Hi, bitte Entschuldige das ich das überlas! 

Ich kann dir anbieten, das wir uns zusammentelefonieren und das ich ggf.  per Teamviewer anschaue was du gerade machst, das ist wahrscheinlich einfacher da die Kommunikation direkter ist. 

Ich kann es dir nur anbieten. Ich bin heute den ganzen Tag zu Hause, falls du daran Interesse haben solltest...


----------



## HighEnd111 (14. April 2016)

Gar kein Problem, kommt jedem mal vor 

Über Teamviewer wär schon ganz gut, danke für das Angebot! Allerdings bin ich gerade erst von der Arbeit heim gekommen und habe in einer Stunde bereits den nächsten Termin - heute wird das leider nichts  Wie sieht's morgen aus, auch so um diese Uhrzeit (16:30 Uhr)?


----------



## Rennradler77 (14. April 2016)

das sollte klappen... schicke dir mal ne PN mit meiner Tel...


----------



## undertaker_wb (1. November 2020)

Hallo zusammen,

ich habe auch seit einem Update von Win 10 Probleme mit meinem Gamepad, ebenfalls das Logitech F710.
Am 09.08.2020 besagtes größeres Update installiert, wollte dann später wieder etwas zocken und wunderte mich, warum mein Gamepad nicht Reagierte. Nach einigen rumsuchen habe ich dann im Gerätemanager gesehen, das bei meinem Gamepad das Gelbe Ausrufezeichen davor steht, habe dann mehrmals das Gamepad rausgezogen und wieder angeschlossen, ohne Erfolg. Auch die mehrmalige Deinstallation und wieder Anschließen des Gamepads brachte keinen Erfolg; selbst die Variante mit dem als XBox Controller funktioniert nicht, ebenfalls die Logitech Gamingsoftware hilft nicht, im Gerätemanager wird mir immer ein kleines Fragezeichen vor meinem Gamepad angezeigt, angeblich ist kein Treiber installiert.

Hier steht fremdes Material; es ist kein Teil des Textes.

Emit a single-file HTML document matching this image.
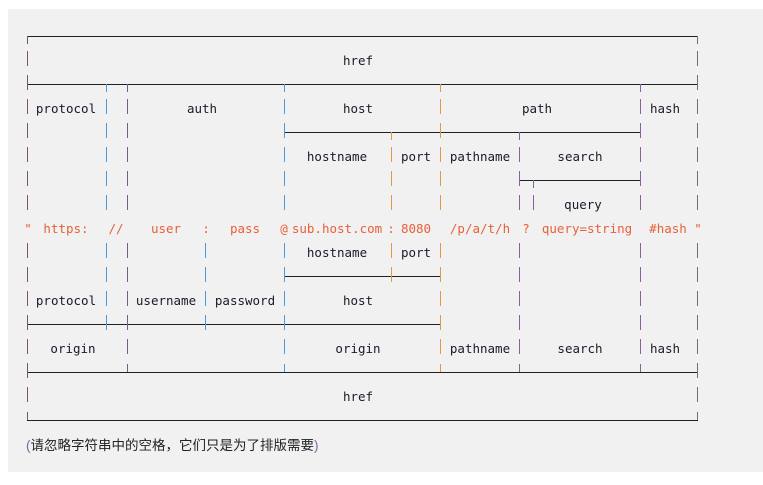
<!DOCTYPE html>
<html><head><meta charset="utf-8"><style>
html,body{margin:0;padding:0;background:#fff;}
#p{position:absolute;left:8px;top:9px;width:755px;height:463px;background:#f1f1f1;}
#d{position:absolute;left:0;top:1px;width:763px;height:484px;font-family:"DejaVu Sans Mono","Liberation Mono",monospace;font-size:12.5px;color:#1a1a2a;}
.t{position:absolute;transform:translate(-50%,-50%);white-space:pre;line-height:14px;}
.o{color:#e8603a;}
.h{position:absolute;height:1px;background:#222;}
.v{position:absolute;width:1px;}
#cap{position:absolute;left:26px;top:434px;font-family:"Liberation Sans","Noto Sans CJK SC",sans-serif;font-size:13.5px;color:#222;white-space:pre;}
</style></head><body>
<div id="p"></div>
<div id="d">
<div class="t" style="left:358px;top:60px">href</div>
<div class="t" style="left:66px;top:108px">protocol</div>
<div class="t" style="left:202px;top:108px">auth</div>
<div class="t" style="left:358px;top:108px">host</div>
<div class="t" style="left:537px;top:108px">path</div>
<div class="t" style="left:665px;top:108px">hash</div>
<div class="t" style="left:337px;top:156px">hostname</div>
<div class="t" style="left:416px;top:156px">port</div>
<div class="t" style="left:480px;top:156px">pathname</div>
<div class="t" style="left:580px;top:156px">search</div>
<div class="t" style="left:583px;top:204px">query</div>
<div class="t o" style="left:28px;top:228px">"</div>
<div class="t o" style="left:66px;top:228px">https:</div>
<div class="t o" style="left:116px;top:228px">//</div>
<div class="t o" style="left:166px;top:228px">user</div>
<div class="t o" style="left:206px;top:228px">:</div>
<div class="t o" style="left:245px;top:228px">pass</div>
<div class="t o" style="left:284px;top:228px">@</div>
<div class="t o" style="left:337px;top:228px">sub.host.com</div>
<div class="t o" style="left:391px;top:228px">:</div>
<div class="t o" style="left:416px;top:228px">8080</div>
<div class="t o" style="left:480px;top:228px">/p/a/t/h</div>
<div class="t o" style="left:526px;top:228px">?</div>
<div class="t o" style="left:587px;top:228px">query=string</div>
<div class="t o" style="left:668px;top:228px">#hash</div>
<div class="t o" style="left:698px;top:228px">"</div>
<div class="t" style="left:337px;top:252px">hostname</div>
<div class="t" style="left:416px;top:252px">port</div>
<div class="t" style="left:66px;top:300px">protocol</div>
<div class="t" style="left:166px;top:300px">username</div>
<div class="t" style="left:245px;top:300px">password</div>
<div class="t" style="left:358px;top:300px">host</div>
<div class="t" style="left:73px;top:348px">origin</div>
<div class="t" style="left:358px;top:348px">origin</div>
<div class="t" style="left:480px;top:348px">pathname</div>
<div class="t" style="left:580px;top:348px">search</div>
<div class="t" style="left:665px;top:348px">hash</div>
<div class="t" style="left:358px;top:396px">href</div>
</div>
<div id="l" style="position:absolute;left:0;top:0">
<div class="h" style="left:27px;width:671px;top:36px"></div>
<div class="h" style="left:27px;width:671px;top:84px"></div>
<div class="h" style="left:284px;width:357px;top:132px"></div>
<div class="h" style="left:519px;width:122px;top:180px"></div>
<div class="h" style="left:284px;width:157px;top:276px"></div>
<div class="h" style="left:27px;width:414px;top:324px"></div>
<div class="h" style="left:27px;width:671px;top:372px"></div>
<div class="h" style="left:27px;width:671px;top:420px"></div>
</div>
<div id="cap"><span style="color:#8a5fa0">(</span>请忽略字符串中的空格，它们只是为了排版需要<span style="color:#8a5fa0">)</span></div>
<script>
var C={27:'#7a5858',106:'#4a9ad8',127:'#7a5a8a',205:'#4a9ad8',284:'#4a9ad8',391:'#e09a40',440:'#e09a40',519:'#8a5fa0',533:'#8a5fa0',640:'#8a5fa0',697:'#7a6a7a'};
var R={
36:[27,697],60:[27,697],84:[27,106,127,284,440,640,697],108:[27,106,127,284,440,640,697],
132:[27,106,127,284,391,440,519,640,697],156:[27,106,127,284,391,440,519,640,697],
180:[27,106,127,284,391,440,519,533,640,697],204:[27,106,127,284,391,440,519,533,640,697],
252:[27,106,127,205,284,391,440,519,640,697],276:[27,106,127,205,284,391,440,519,640,697],
300:[27,106,127,205,284,440,519,640,697],324:[27,106,127,205,284,440,519,640,697],
348:[27,127,284,440,519,640,697],372:[27,697],396:[27,697],420:[27,697]};
var d=document.getElementById('l'),h='';
for(var y in R){y=+y;R[y].forEach(function(x){
 var t=y-9,hh=15;
 if(y==36){t=36;hh=8;}
 if(y==420){t=412;hh=8;}
 if(y==84&&x!=27&&x!=697){t=84;hh=8;}
 if(y==132&&(x==391||x==519)){t=132;hh=8;}
 if(y==180&&x==533){t=180;hh=8;}
 h+='<div class="v" style="left:'+x+'px;top:'+t+'px;height:'+hh+'px;background:'+C[x]+'"></div>';
});}
[127,284,440,519,640].forEach(function(x){h+='<div class="v" style="left:'+x+'px;top:364px;height:8px;background:'+C[x]+'"></div>';});
d.insertAdjacentHTML('beforeend',h);
</script>
</body></html>
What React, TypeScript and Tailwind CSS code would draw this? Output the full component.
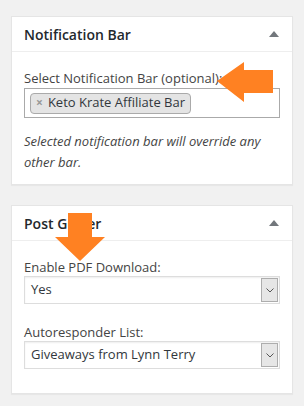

Auch der Support von Logitech kann mir da nicht helfen, nun habe ich vor kurzem bei Microsoft in der Community gefragt, da wurde mir ein Diagnosetool empfohlen, das habe ich ausgeführt und die Datei über One Drive hochgeladen, aber bisher noch keine Antwort. 
Im Gerätemanager  habe ich zu besagten Datum etwas gefunden, aber das hilft mir im Moment auch nicht weiter.
Habt Ihr Ideen, was ich noch probieren könnte?

Mfg under


----------